MIKE CRISOLAGO: Perhaps it’s no surprise, given your extensive work on this story in film and now print, but this book reads like it’s written by someone who is genuinely enthusiastic and excited to discuss this subject. 

BARRY AVRICH: Well, Mike, it’s a great point in that, again, I don’t profess to be a writer. I’m a storyteller. Is there someone that could have written a better book, or a better version of this? Perhaps. But I write the way I speak and the way I tell stories, whether it’s in person or in film. And that is with excitement and passion – specifically because this is a world that just keeps on giving. It’s a world of art fraud and art crime that just keeps on giving. Not only has no one learned from this story, nor will they learn from this book how to do due diligence when they’re collecting – because people who buy art just have to have it no matter what and they’re happy to overlook what might be an ocean of red flags. In this particular case, this Hollywood dream cast of players was so delicious that it was just exciting for me to delve in. 

 

MC: What challenges did you encounter writing the book as opposed to when you made the documentary?  
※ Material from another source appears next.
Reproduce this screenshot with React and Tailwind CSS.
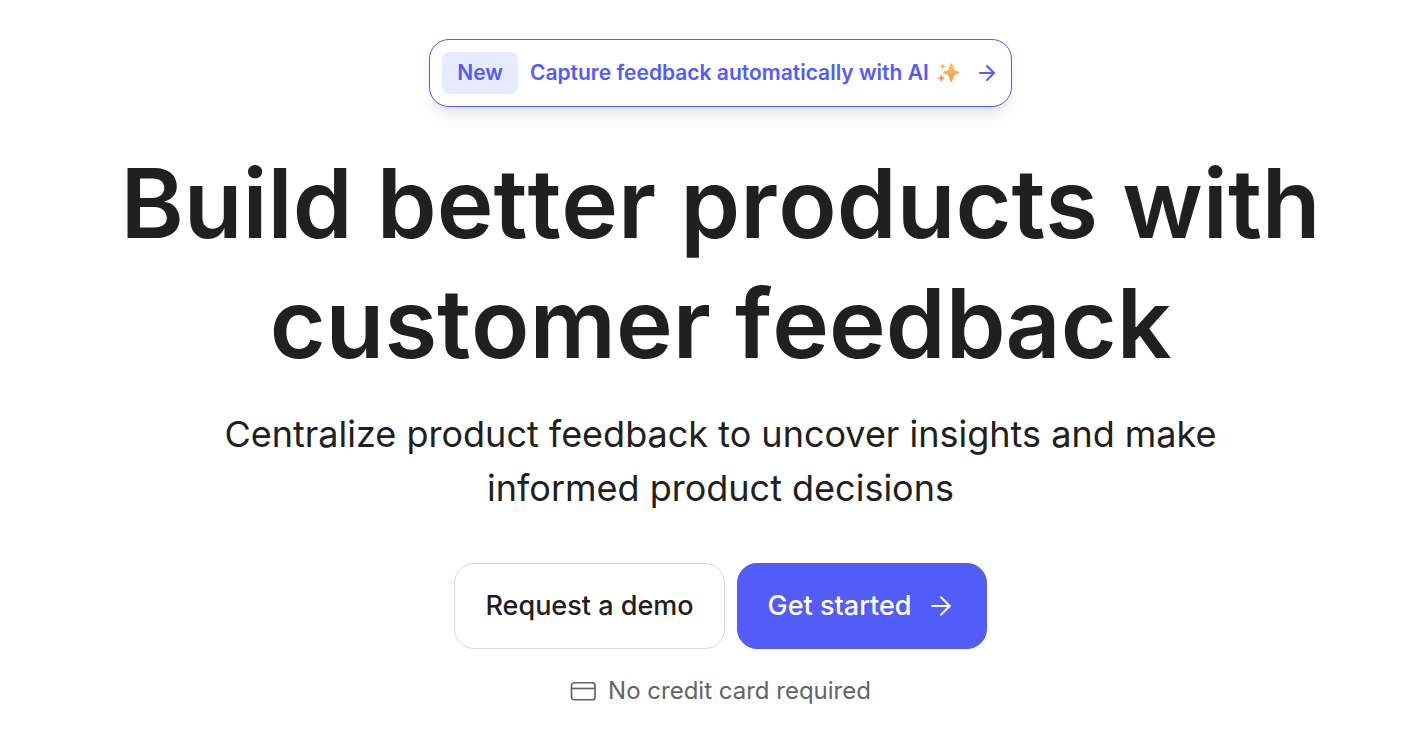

BA: The challenge was continuing to delve in and pull the Band-Aid off and pick at the scab. But so many people were still so angry. And yet, one of the discoveries and people that came forward in the book that was so much fun was the lawyer for Glafira Rosales and Carlos Bergantiños, [who] had just retired. And he called me and he said, “I hear you’re doing a book. I’d love to talk to you.” He would not go on the record for the film because Glafira Rosales was still dealing with many legal issues, even when we were filming. And so he was amazing because he took me into the headspace of Carlos Bergantiños and Glafira Rosales – whom I called the Bonnie and Clyde of the story – and also revealed certain things about their daughter. 

 

MC: What did you learn about their daughter?

BA: I knew they had a daughter and that she had worked as an intern at galleries in New York and she’d worked at the Knoedler Gallery herself. And here’s a bit of an exclusive – while I was writing the book I got an email from a woman saying, “I understand you’re doing a book. I have this great story, and I think it would make another documentary.” And she had had this horrendous experience with the daughter in several real estate deals and just went on and on about this. And so I ended up doing this deep dive on the daughter and realized the daughter has opened and closed various art galleries around North America and was selling Basquiats and Warhols herself. Are they real? Are they not? Where’d they come from? And given what her mother went through sitting in jail and her father who … fled to Spain, that was amazing.  

 

MC: You mention in the book that some forgers see themselves as sort of Robin Hood figures, fighting back against the one percenters of the art world. What’s your take on that perspective?  

BA: I don’t look at it as a Robin Hood situation. There are those that think that this is a victimless crime in that if you’re a billionaire or a millionaire, and you got ripped off, well too bad. If you were stupid enough to overlook certain issues and red flags, so be it. I mean, the FBI in the United States, and those that I spoke to who are in law enforcement, really do not care. And they said this on the record – do not care about the rich being conned. What they care about is wire fraud. And that ultimately is what sunk Glafira Rosales … And again, too, the reality is that this is a world that remains unregulated – how prices are determined, Mike, and how this world is governed is the Wild West.

 

MC: Having made the documentary and now written the book, why do you think the idea of art forgers and fraud is so fascinating to audiences?

BA: I’m a documentary filmmaker and in my meetings and pitches with streamers and broadcasters, true crime is the hottest thing ever. That’s what they’re asking for. And I think people live vicariously through those who commit crime because they would never do it. It’s delicious to think about “What would you do” … People just love looking through the lens of something from a safe distance. They always have.  

 

MC: Some of the most fascinating elements of this whole story come via people like the former director of the MET, who said that up to 40 per cent of their collection could be fakes. Or the idea that galleries exhibit art stolen by Nazis without acknowledging that provenance. How does that change your perspective when you walk into your favourite art gallery or museum, knowing that the works could fall into those categories? 

BA: So I just got back from Paris and went to see the Hockney exhibit and there’s hundreds of pieces in the collection. Is it possible [that some were fake]? Even the artists themselves and their families have been fooled. So do I walk through a gallery today or an art show with cynicism? No … I won’t walk through a gallery or an art show or a museum with cynicism because I can be in love with a fake just as much as I can a real painting. Who’s dictating that? Provenance and documents. That’s why I always say: buy with your eyes and not your ears. And also buy it because it makes you feel something. Not because you want to trade it, not because of its value, not because you think people will think you’re important because you hung it in your home. It should be because you love it.

 

MC: With that in mind, what steps would you advise people take before buying artwork?

BA: It’s up to the buyer to do the digging. The first question that you ask is, “Are you in love with the painting and are you buying it because you love it?” And if the answer is yes, then the next step is saying to the gallery, “Tell me about this piece. Did it come directly from the artist’s studio? Are there any pictures of the artist painting it? Who owned it before? What’s the history?” And if a gallery’s not prepared to share that, then walk away … At the same time, I don’t want people to be afraid of buying art and be disillusioned by the art world. I wanted to explain how this happened and what you should be aware of and what you should ask. But don’t dismiss the entire world of art over this. It’s the same for some people who don’t understand cryptocurrency. They would never go near it. I never want people to feel the same way about the art world.

The Devil Wears Rothko: Inside The Art Scandal that Rocked the World is available now.